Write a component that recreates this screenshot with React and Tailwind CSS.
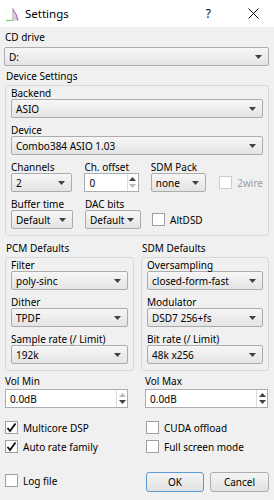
import React from 'react'

const font = { fontFamily: '"Noto Sans", "Segoe UI", sans-serif' }

function Arrow({ up = false, light = false }) {
  return (
    <svg width="7" height="4" viewBox="0 0 7 4" className="block">
      <path d={up ? 'M0 4 L3.5 0 L7 4 Z' : 'M0 0 L7 0 L3.5 4 Z'} fill={light ? '#b8b8b8' : '#404040'} />
    </svg>
  )
}

function Label({ children, className = '' }) {
  return <div className={`h-[12px] leading-[12px] text-[10px] text-black whitespace-nowrap ${className}`}>{children}</div>
}

function Combo({ value, className = '' }) {
  return (
    <div className={`h-[19px] flex items-center justify-between pl-[4px] pr-[6px] border border-[#acacac] rounded-[2px] bg-gradient-to-b from-[#f6f6f6] to-[#e4e4e4] text-[10px] text-black whitespace-nowrap ${className}`}>
      <span className="leading-none">{value}</span>
      <Arrow />
    </div>
  )
}

function Spin({ value, upLight = false, downLight = false, className = '' }) {
  return (
    <div className={`h-[19px] flex items-stretch border border-[#abadb3] bg-white text-[10px] text-black ${className}`}>
      <div className="flex-1 flex items-center pl-[4px] leading-none">{value}</div>
      <div className="w-[11px] flex flex-col items-center justify-center gap-[3px] border-l border-[#dcdcdc]">
        <Arrow up light={upLight} />
        <Arrow light={downLight} />
      </div>
    </div>
  )
}

function Check({ label, checked = false, disabled = false, className = '' }) {
  return (
    <div className={`flex items-center gap-[5px] text-[10px] whitespace-nowrap ${disabled ? 'text-[#a0a0a0]' : 'text-black'} ${className}`}>
      <div className={`w-[13px] h-[13px] border bg-white flex items-center justify-center ${disabled ? 'border-[#cccccc]' : 'border-[#a0a0a0]'}`}>
        {checked && (
          <svg width="11" height="11" viewBox="0 0 11 11">
            <path d="M1.5 6 L4 9 L9.5 1.5" fill="none" stroke="#111" strokeWidth="1.9" />
          </svg>
        )}
      </div>
      <span className="leading-none">{label}</span>
    </div>
  )
}

function Group({ title, children, className = '' }) {
  return (
    <div className={className}>
      <Label className="pl-[1px]">{title}</Label>
      <div className="mt-[3px] border border-[#d9d9d9] rounded-[3px] px-[5px] pb-[6px]">{children}</div>
    </div>
  )
}

function Field({ label, value, className = '' }) {
  return (
    <div className={className}>
      <Label>{label}</Label>
      <Combo value={value} />
    </div>
  )
}

export default function App() {
  return (
    <div className="w-[274px] h-[500px] bg-[#f0f0f0] overflow-hidden" style={font}>
      <div className="h-[27px] bg-white flex items-center pl-[5px]">
        <svg width="16" height="16" viewBox="0 0 16 16">
          <path d="M1 14.5 L8 14.5" stroke="#7fd27f" strokeWidth="1.2" />
          <path d="M8 2 L8 14.5" stroke="#8aa08a" strokeWidth="1" />
          <path d="M8 4 Q12 8 13 14.5 L8 14.5 Z" fill="#e6c2ea" />
          <path d="M8 4 Q12 8 13 14.5" fill="none" stroke="#a24fb0" strokeWidth="1" />
        </svg>
        <span className="ml-[4px] text-[11.5px] text-black leading-none">Settings</span>
        <span className="ml-auto text-[12px] text-black leading-none mr-[37px]">?</span>
        <svg width="11" height="11" viewBox="0 0 11 11" className="mr-[15px]">
          <path d="M0.5 0.5 L10.5 10.5 M10.5 0.5 L0.5 10.5" stroke="#111" strokeWidth="1" />
        </svg>
      </div>

      <div className="pl-[4px] pr-[5px] pt-[3px]">
        <Label className="h-[15px] leading-[15px] pl-[1px]">CD drive</Label>
        <Combo value="D:" className="mt-[2px]" />

        <Group title="Device Settings" className="mt-[4px] ml-[1px]">
          <Field label="Backend" value="ASIO" className="pt-[1px]" />
          <Field label="Device" value="Combo384 ASIO 1.03" className="mt-[6px]" />
          <div className="mt-[6px] flex gap-[12px] items-end">
            <Field label="Channels" value="2" className="w-[62px]" />
            <div className="w-[55px]">
              <Label>Ch. offset</Label>
              <Spin value="0" downLight />
            </div>
            <Field label="SDM Pack" value="none" className="w-[56px]" />
            <Check label="2wire" disabled className="h-[19px] ml-[1px] gap-[4px]" />
          </div>
          <div className="mt-[6px] flex gap-[12px] items-end">
            <Field label="Buffer time" value="Default" className="w-[62px]" />
            <Field label="DAC bits" value="Default" className="w-[56px]" />
            <Check label="AltDSD" className="h-[19px] ml-[-1px]" />
          </div>
        </Group>

        <div className="mt-[6px] ml-[1px] flex gap-[7px]">
          <Group title="PCM Defaults" className="w-[129px]">
            <Field label="Filter" value="poly-sinc" className="pt-[1px]" />
            <Field label="Dither" value="TPDF" className="mt-[6px]" />
            <Field label="Sample rate (/ Limit)" value="192k" className="mt-[6px]" />
          </Group>
          <Group title="SDM Defaults" className="flex-1">
            <Field label="Oversampling" value="closed-form-fast" className="pt-[1px]" />
            <Field label="Modulator" value="DSD7 256+fs" className="mt-[6px]" />
            <Field label="Bit rate (/ Limit)" value="48k x256" className="mt-[6px]" />
          </Group>
        </div>

        <div className="mt-[4px] ml-[1px] flex">
          <div className="w-[123px]">
            <Label>Vol Min</Label>
            <Spin value="0.0dB" upLight className="mt-[2px]" />
          </div>
          <div className="w-[123px] ml-[17px]">
            <Label>Vol Max</Label>
            <Spin value="0.0dB" className="mt-[2px]" />
          </div>
        </div>

        <div className="mt-[10px] ml-[1px] grid grid-cols-[141px_1fr]">
          <Check label="Multicore DSP" checked className="h-[19px]" />
          <Check label="CUDA offload" className="h-[19px]" />
          <Check label="Auto rate family" checked className="h-[19px]" />
          <Check label="Full screen mode" className="h-[19px]" />
        </div>

        <div className="mt-[16px] ml-[1px] flex items-center">
          <Check label="Log file" className="w-[141px] h-[20px] mt-[-3px]" />
          <button className="w-[58px] h-[20px] border border-[#5b9bd5] rounded-[3px] bg-gradient-to-b from-[#f4f4f4] to-[#e2e2e2] text-[10px] text-black leading-none">OK</button>
          <button className="w-[59px] h-[20px] ml-[6px] border border-[#adadad] rounded-[3px] bg-gradient-to-b from-[#f4f4f4] to-[#e2e2e2] text-[10px] text-black leading-none">Cancel</button>
        </div>
      </div>
    </div>
  )
}
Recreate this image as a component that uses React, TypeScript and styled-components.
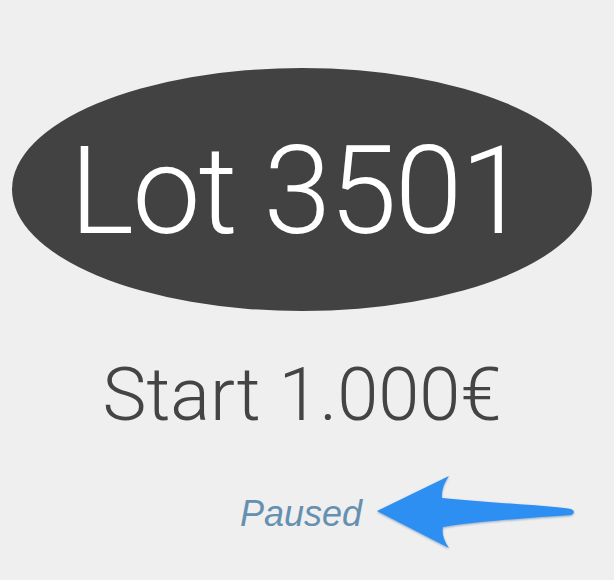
import React from "react";
import styled, { createGlobalStyle } from "styled-components";

const Global = createGlobalStyle`
  html, body { margin: 0; padding: 0; background: #efefef; }
  body { width: 614px; height: 580px; overflow: hidden; }
`;

const Page = styled.main`
  display: flex;
  flex-direction: column;
  align-items: flex-start;
  padding: 68px 0 0 12px;
  font-family: Roboto, "Noto Sans", sans-serif;
`;

const Badge = styled.div`
  width: 580px;
  height: 243px;
  border-radius: 50%;
  background: #424242;
  display: flex;
  align-items: center;
  justify-content: center;
  padding: 4px 8px 0 0;
  box-sizing: border-box;
`;

const LotTitle = styled.h1`
  margin: 0;
  font-weight: 300;
  font-size: 122px;
  letter-spacing: -2px;
  line-height: 1;
  color: #ffffff;
  white-space: nowrap;
`;

const StartPrice = styled.p`
  width: 580px;
  margin: 47px 0 0;
  text-align: center;
  font-weight: 300;
  font-size: 74px;
  line-height: 1;
  color: #444444;
  white-space: nowrap;
`;

const StatusRow = styled.div`
  display: flex;
  align-items: center;
  margin: 37px 0 0 228px;
`;

const StatusLabel = styled.span`
  font-family: "Liberation Sans", Arial, sans-serif;
  font-style: italic;
  font-size: 36px;
  color: #6690b0;
  line-height: 1;
`;

const Arrow = styled.svg`
  display: block;
  margin-left: 8px;
  filter: drop-shadow(0 1.5px 1px rgba(20, 80, 150, 0.45));
`;

export default function App() {
  return (
    <>
      <Global />
      <Page>
        <Badge>
          <LotTitle>Lot 3501</LotTitle>
        </Badge>
        <StartPrice>Start 1.000€</StartPrice>
        <StatusRow>
          <StatusLabel>Paused</StatusLabel>
          <Arrow width="215" height="90" viewBox="0 0 215 90">
            <path
              d="M7,42 L79,7 Q71,18 72,29 C110,33 170,36 201,40 Q207,43 201,46 C170,48 110,52 73,58 Q71,68 79,79 Z"
              fill="#2d8ff2"
            />
          </Arrow>
        </StatusRow>
      </Page>
    </>
  );
}
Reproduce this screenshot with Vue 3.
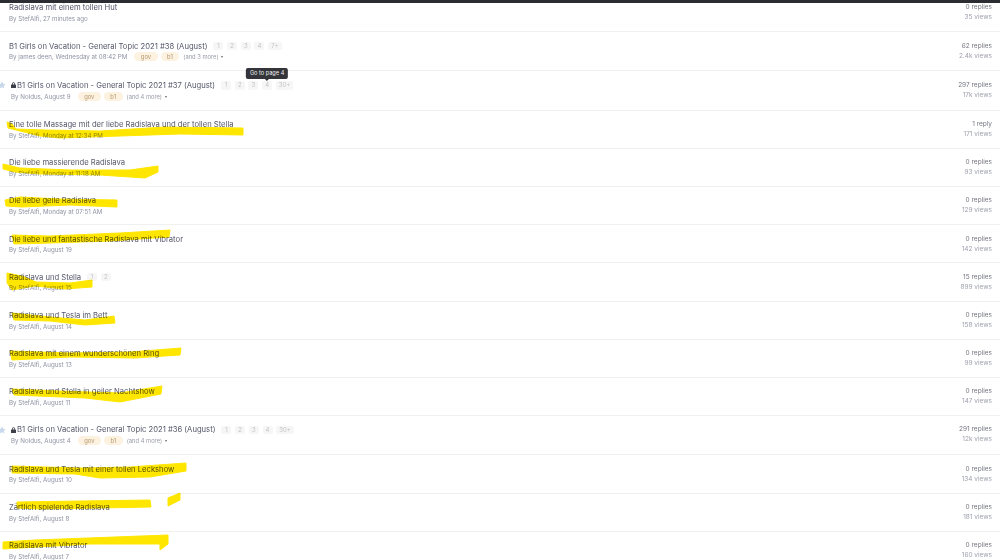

★ ★ ★ ★

- [OBJECTIVE]
How many of the lines in the listing above hold the word "screenshot"? Report only that figure.

- [WRITTEN SOLUTION]
2